To prove Abe's affinity for the Jews, he showed us a chart detailing 120 of Abe's friends, acquaintances, appointees and the like who were Jewish. Hell, Sarna showed us an 1862 letter from Lincoln saying, "I believe I have not yet appointed a Hebrew" ("That was the first affirmative action!" he cracked) and then doing just that by making a Jew assistant quartermaster with the rank of captain.

But where Abe truly burned brightest in his efforts to be inclusive was with his appointment of the first Jew as military chaplain of a Jewish-led regiment. Only problem was the army turned the appointment down because the law stated that chaplains had to promote Christianity.

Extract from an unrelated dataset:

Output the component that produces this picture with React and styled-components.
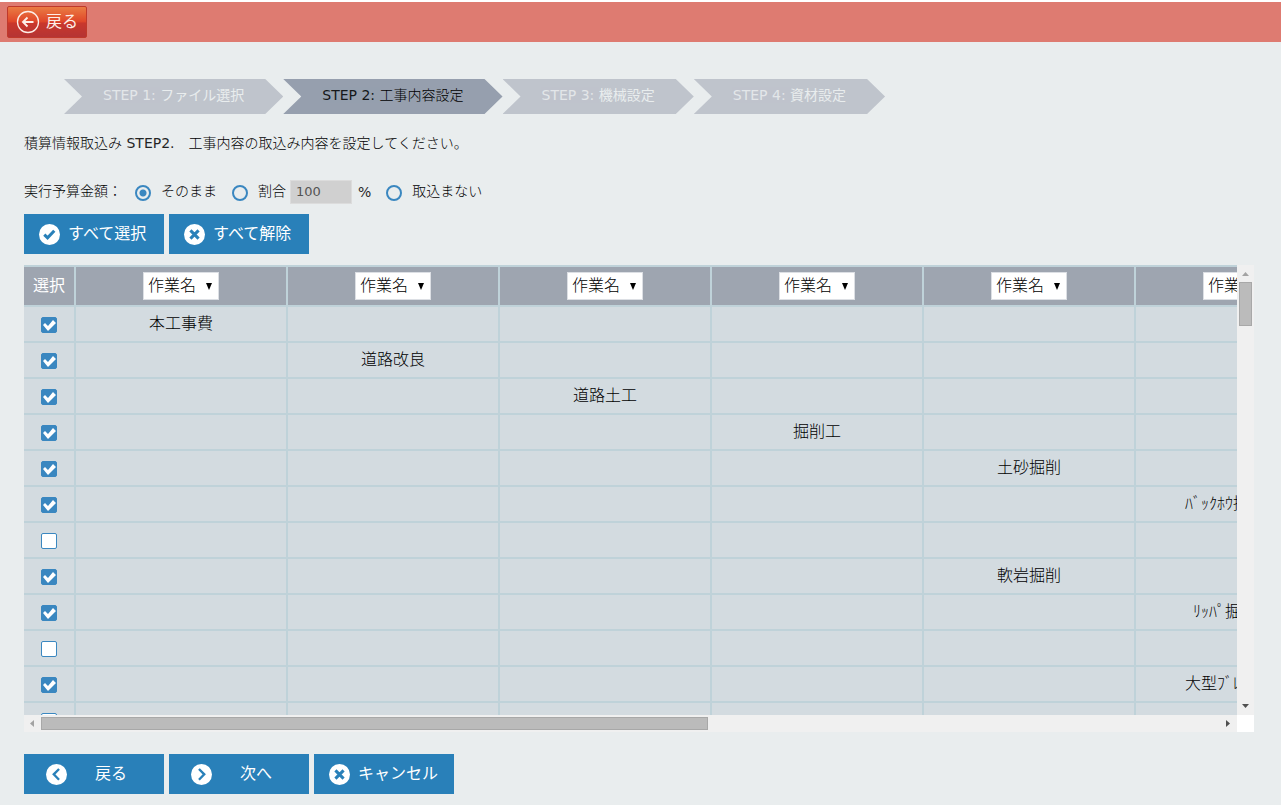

So what does Abe do but work behind the scenes to change the law and like a good politician, buries it in a bigger bill giving Union generals a raise because after all, who's not going to vote for that?

So that's right, non-Christians can serve as military chaplains solely because of a law Lincoln shaped. He also omitted any reference to this being a Christian nation in his Gettysburg Address, instead referring to us as one nation under god (any god), a fact which had Sarna making Wiccan jokes.

Talking about Abe's visit here after Richmond fell, he quipped, "You've heard of that, right?" and got a big laugh, but his point was to tell us that while here, Abe met with an important Jewish Richmonder, telling him that he wasn't going to persecute the south but let them off easy as part of his post-war reconstruction plan.

And when he was shot at Ford's Theater, it was a Jewish doctor who cleaned the wound and declared it fatal. It was then that he effectively rested his case: Abe had changed America with his rhetoric and actions concerning the Jewish population.

When the talk ended, Sarna began the Q & A by saying, "This is everything you always wanted to know about Abraham Lincoln and the Jews but were afraid to ask, so ask good questions," delighting the 50+ crowd who knew the reference.

After nothing but guys were given the microphone, he finally asked, "We've had three men ask questions. Are women allowed to ask?" and some female students finally got their turns.

No one wanted the Q & A to end, but the head librarian pointed out that we could probably do this all night (during which I'd expect to hear, "Thank you very much. I'm here all week, try the veal!") except it was time to move on to the reception.

There weren't nearly as many great jokes at the reception as there'd been during the history lecture, although one quip caught my ear: "Once you go Jew, nothing else will do."

I could just hear Sarna's inevitable response had he been standing there. "You've heard of that, right?"

Not until tonight, but it's never too late to learn. We'll call it Lincoln's legacy.